Education is essential in a democracy. The only way a democracy can work is if citizens work to maintain it. The less educated the public, the easier it is to lead. If you don’t believe that look at the base member of the Tea Party. Don’t get me wrong, the leaders are intelligent and well educated; the members, not so much.

Groups that work to degrade public education, attack teachers, and attempt to privatize all things that only should be done by the government are as anti-American and anti-democracy as any member of the former Soviet Union’s Politburo or brown shirted Nazi.

ETpro's avatar

@bkcunningham I wish I could be of more help. My youngest graduated from high school back in 2003 in Virginia, so I have no direct experience with high schools of any kind hear in MA.

@Ron_C That’s what makes this drive to privatize public education so Orwellian.

Ron_C's avatar

@ETpro I think that the people driving to privatize schools are of two different sorts. The first doesn’t intend to send their kid to public school, no matter what. Either they think the schools is too dangerous or substandard or they the devout of some religion and wouldn’t think of sending kids to anything but a school that will properly brainwash them.

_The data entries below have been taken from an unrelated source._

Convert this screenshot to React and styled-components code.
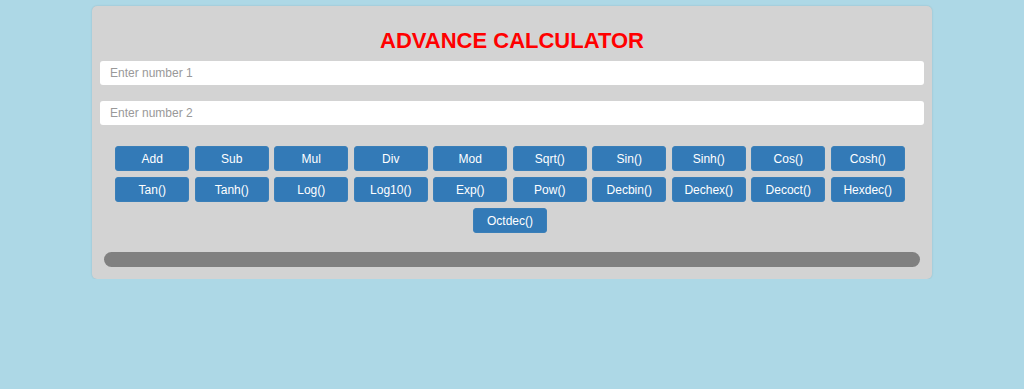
import React from 'react';
import styled, { createGlobalStyle } from 'styled-components';

const GlobalStyle = createGlobalStyle`
  body {
    margin: 0;
    background-color: #add8e6;
    font-family: "Liberation Sans", Arial, sans-serif;
  }
`

const Card = styled.main`
  width: 840px;
  box-sizing: border-box;
  margin: 6px auto 0;
  padding: 8px 8px 12px;
  background-color: #d3d3d3;
  border-radius: 5px;
  box-shadow: 0 0 2px rgba(0, 0, 0, 0.15);
`

const Title = styled.h1`
  margin: 14px 0 8px;
  text-align: center;
  color: #ff0000;
  font-size: 22px;
  font-weight: bold;
  line-height: 25px;
`

const NumberInput = styled.input`
  display: block;
  width: 100%;
  box-sizing: border-box;
  height: 24px;
  margin-bottom: ${props => props.last ? '21px' : '16px'};
  padding: 0 10px;
  border: none;
  border-radius: 3px;
  background: #fff;
  font-family: inherit;
  font-size: 12px;
  color: #333;
  &::placeholder {
    color: #999;
  }
`

const ButtonGrid = styled.div`
  display: flex;
  flex-wrap: wrap;
  justify-content: center;
  column-gap: 5.5px;
  row-gap: 6px;
  padding: 0 4px 0 0;
`

const OpButton = styled.button`
  width: 74px;
  height: 25px;
  padding: 0;
  border: 1px solid #3a7fb8;
  border-radius: 3px;
  background-color: #337ab7;
  color: #fff;
  font-family: inherit;
  font-size: 12px;
  cursor: pointer;
`

const Bar = styled.div`
  height: 15px;
  margin: 19px 4px 0;
  border-radius: 8px;
  background-color: #808080;
`

const ops = [
  'Add', 'Sub', 'Mul', 'Div', 'Mod', 'Sqrt()', 'Sin()', 'Sinh()', 'Cos()', 'Cosh()',
  'Tan()', 'Tanh()', 'Log()', 'Log10()', 'Exp()', 'Pow()', 'Decbin()', 'Dechex()', 'Decoct()', 'Hexdec()',
  'Octdec()'
]

export default function App() {
  return (
    <>
      <GlobalStyle />
      <Card>
        <Title>ADVANCE CALCULATOR</Title>
        <NumberInput type="text" placeholder="Enter number 1" />
        <NumberInput type="text" placeholder="Enter number 2" last />
        <ButtonGrid>
          {ops.map(op => (
            <OpButton key={op} type="button">{op}</OpButton>
          ))}
        </ButtonGrid>
        <Bar />
      </Card>
    </>
  )
}
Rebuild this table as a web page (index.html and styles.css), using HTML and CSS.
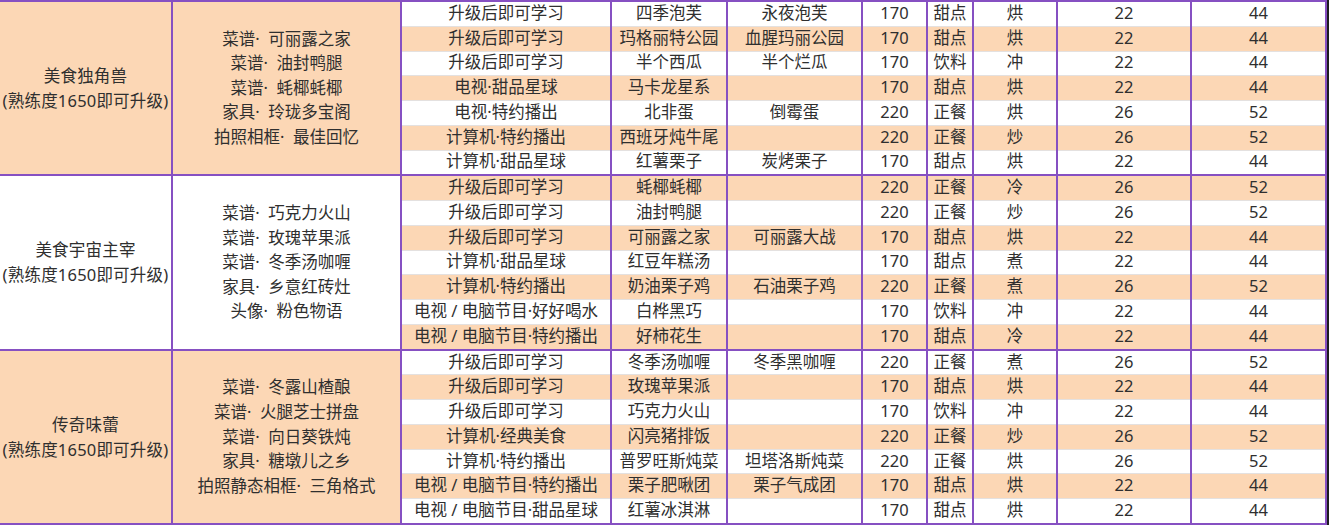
FILE: index.html
```html
<!DOCTYPE html>
<html lang="zh-CN">
<head>
<meta charset="utf-8">
<title>美食升级表</title>
<link rel="stylesheet" href="styles.css">
</head>
<body>
<table class="sheet">
  <colgroup>
    <col class="c1"><col class="c2"><col class="c3"><col class="c4"><col class="c5">
    <col class="c6"><col class="c7"><col class="c8"><col class="c9"><col class="c10">
  </colgroup>
  <tbody>
    <tr class="gs">
      <td class="grp name peach" rowspan="7"><div class="title">美食独角兽<br>(熟练度1650即可升级)</div></td>
      <td class="grp list peach" rowspan="7"><div class="items">菜谱·&nbsp; 可丽露之家<br>菜谱·&nbsp; 油封鸭腿<br>菜谱·&nbsp; 蚝椰蚝椰<br>家具·&nbsp; 玲珑多宝阁<br>拍照相框·&nbsp; 最佳回忆</div></td>
      <td>升级后即可学习</td><td>四季泡芙</td><td>永夜泡芙</td><td>170</td><td>甜点</td><td>烘</td><td>22</td><td>44</td>
    </tr>
    <tr class="alt"><td>升级后即可学习</td><td>玛格丽特公园</td><td>血腥玛丽公园</td><td>170</td><td>甜点</td><td>烘</td><td>22</td><td>44</td></tr>
    <tr><td>升级后即可学习</td><td>半个西瓜</td><td>半个烂瓜</td><td>170</td><td>饮料</td><td>冲</td><td>22</td><td>44</td></tr>
    <tr class="alt"><td>电视·甜品星球</td><td>马卡龙星系</td><td></td><td>170</td><td>甜点</td><td>烘</td><td>22</td><td>44</td></tr>
    <tr><td>电视·特约播出</td><td>北非蛋</td><td>倒霉蛋</td><td>220</td><td>正餐</td><td>烘</td><td>26</td><td>52</td></tr>
    <tr class="alt"><td>计算机·特约播出</td><td>西班牙炖牛尾</td><td></td><td>220</td><td>正餐</td><td>炒</td><td>26</td><td>52</td></tr>
    <tr><td>计算机·甜品星球</td><td>红薯栗子</td><td>炭烤栗子</td><td>170</td><td>甜点</td><td>烘</td><td>22</td><td>44</td></tr>

    <tr class="gs alt">
      <td class="grp name white" rowspan="7"><div class="title">美食宇宙主宰<br>(熟练度1650即可升级)</div></td>
      <td class="grp list white" rowspan="7"><div class="items">菜谱·&nbsp; 巧克力火山<br>菜谱·&nbsp; 玫瑰苹果派<br>菜谱·&nbsp; 冬季汤咖喱<br>家具·&nbsp; 乡意红砖灶<br>头像·&nbsp; 粉色物语</div></td>
      <td>升级后即可学习</td><td>蚝椰蚝椰</td><td></td><td>220</td><td>正餐</td><td>冷</td><td>26</td><td>52</td>
    </tr>
    <tr><td>升级后即可学习</td><td>油封鸭腿</td><td></td><td>220</td><td>正餐</td><td>炒</td><td>26</td><td>52</td></tr>
    <tr class="alt"><td>升级后即可学习</td><td>可丽露之家</td><td>可丽露大战</td><td>170</td><td>甜点</td><td>烘</td><td>22</td><td>44</td></tr>
    <tr><td>计算机·甜品星球</td><td>红豆年糕汤</td><td></td><td>170</td><td>甜点</td><td>煮</td><td>22</td><td>44</td></tr>
    <tr class="alt"><td>计算机·特约播出</td><td>奶油栗子鸡</td><td>石油栗子鸡</td><td>220</td><td>正餐</td><td>煮</td><td>26</td><td>52</td></tr>
    <tr><td>电视 / 电脑节目·好好喝水</td><td>白桦黑巧</td><td></td><td>170</td><td>饮料</td><td>冲</td><td>22</td><td>44</td></tr>
    <tr class="alt"><td>电视 / 电脑节目·特约播出</td><td>好柿花生</td><td></td><td>170</td><td>甜点</td><td>冷</td><td>22</td><td>44</td></tr>

    <tr class="gs">
      <td class="grp name peach" rowspan="7"><div class="title">传奇味蕾<br>(熟练度1650即可升级)</div></td>
      <td class="grp list peach" rowspan="7"><div class="items">菜谱·&nbsp; 冬露山楂酿<br>菜谱·&nbsp; 火腿芝士拼盘<br>菜谱·&nbsp; 向日葵铁炖<br>家具·&nbsp; 糖墩儿之乡<br>拍照静态相框·&nbsp; 三角格式</div></td>
      <td>升级后即可学习</td><td>冬季汤咖喱</td><td>冬季黑咖喱</td><td>220</td><td>正餐</td><td>煮</td><td>26</td><td>52</td>
    </tr>
    <tr class="alt"><td>升级后即可学习</td><td>玫瑰苹果派</td><td></td><td>170</td><td>甜点</td><td>烘</td><td>22</td><td>44</td></tr>
    <tr><td>升级后即可学习</td><td>巧克力火山</td><td></td><td>170</td><td>饮料</td><td>冲</td><td>22</td><td>44</td></tr>
    <tr class="alt"><td>计算机·经典美食</td><td>闪亮猪排饭</td><td></td><td>220</td><td>正餐</td><td>炒</td><td>26</td><td>52</td></tr>
    <tr><td>计算机·特约播出</td><td>普罗旺斯炖菜</td><td>坦塔洛斯炖菜</td><td>220</td><td>正餐</td><td>烘</td><td>26</td><td>52</td></tr>
    <tr class="alt"><td>电视 / 电脑节目·特约播出</td><td>栗子肥啾团</td><td>栗子气成团</td><td>170</td><td>甜点</td><td>烘</td><td>22</td><td>44</td></tr>
    <tr class="last"><td>电视 / 电脑节目·甜品星球</td><td>红薯冰淇淋</td><td></td><td>170</td><td>甜点</td><td>烘</td><td>22</td><td>44</td></tr>
  </tbody>
</table>
</body>
</html>
```

FILE: styles.css
```css
html, body {
  margin: 0;
  padding: 0;
  background: #1d1d1f;
}

.sheet {
  border-collapse: collapse;
  table-layout: fixed;
  width: 1326px;
  height: 525px;
  background: #ffffff;
  font-family: "Noto Sans", "Noto Sans CJK SC", sans-serif;
  font-size: 16.5px;
  color: #2f2f2f;
}

.c1 { width: 172px; }
.c2 { width: 229px; }
.c3 { width: 210px; }
.c4 { width: 116px; }
.c5 { width: 135px; }
.c6 { width: 65px; }
.c7 { width: 46px; }
.c8 { width: 84px; }
.c9 { width: 134px; }
.c10 { width: 135px; }

.sheet td {
  padding: 0 0 2px;
  text-align: center;
  vertical-align: middle;
  white-space: nowrap;
  line-height: 20px;
  border-left: 2px solid #8650c2;
  border-right: 2px solid #8650c2;
  border-bottom: 1px solid #e4e1e0;
  background: #ffffff;
}

.sheet tr.alt td {
  background: #fcd7b5;
}

.sheet tr.gs td {
  border-top: 2px solid #8650c2;
}

.sheet tr.last td,
.sheet td.grp {
  border-bottom: 2px solid #8650c2;
}

.sheet td.name {
  border-left: none;
  padding: 0;
}

.sheet td.list {
  padding: 0;
}

.sheet tr td.grp.peach { background: #fcd7b5; }
.sheet tr td.grp.white { background: #ffffff; }

.title {
  line-height: 25px;
  letter-spacing: 0.2px;
}

.items {
  line-height: 24.6px;
}
```
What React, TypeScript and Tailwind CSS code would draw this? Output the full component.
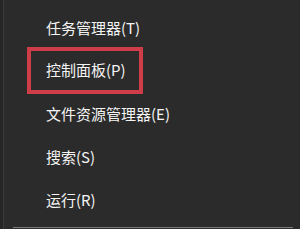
export default function App() {
  const items = ["任务管理器(T)", "控制面板(P)", "文件资源管理器(E)", "搜索(S)", "运行(R)"];

  return (
    <div
      className="w-[300px] h-[229px] bg-[#2b2b2b] flex overflow-hidden"
      style={{ fontFamily: '"Noto Sans CJK SC", "Noto Sans", sans-serif' }}
    >
      <div className="w-[4px] bg-[#262626] border-r border-[#3a3a3a]" />
      <div className="flex-1 flex flex-col">
        <div className="flex flex-col pt-[6px] pl-[27px]">
          {items.map((item, i) => (
            <div key={i} className="h-[43px] flex items-center">
              <div
                className={
                  i === 1
                    ? "h-[47px] w-[116px] -ml-[4px] border-[4px] border-[#cf3e48] flex items-center pl-[15px]"
                    : "pl-[15px]"
                }
              >
                <span className="text-[15px] text-[#f4f4f4]">{item}</span>
              </div>
            </div>
          ))}
        </div>
        <div className="mt-auto mb-[1px] ml-[9px] mr-[7px] h-[1px] bg-[#7a7a7a]" />
      </div>
    </div>
  );
}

The other type is simply ignorant and assume that anything run buy the government is wasteful and corrupt. They forget two things, first they are the government and need to become involved in its processes. Secondly private schools that want to take over public ones are doing so to make a profit from local taxes. Something has to give and it is always the quality of education in favor of corporate profits. Schools go from a zero over-head to at least a 20% that comes directly from tax money. Are we really here to support corporate profits over our children’s education?

ETpro's avatar

@Ron_C Correct on all counts.

SamandMax's avatar

Damn it always late to the party

I’m going to be a bore and just answer the simplified question instead of the details and nitty-gritty bits and pieces.

Would I salute a Corporate CEO for making $5 million stealing school children’s lunch money?

Salutes. There’s nothing more profound in non-verbal communication than a salute. Be it military style, or a single finger, it beats the heck out of saying words sometimes doesn’t it? I would not salute the aforementioned corporate CEO, the only effective form of communication for that sort of individual would be a punch in the face.
Primitive maybe, definitely barbaric, but effective.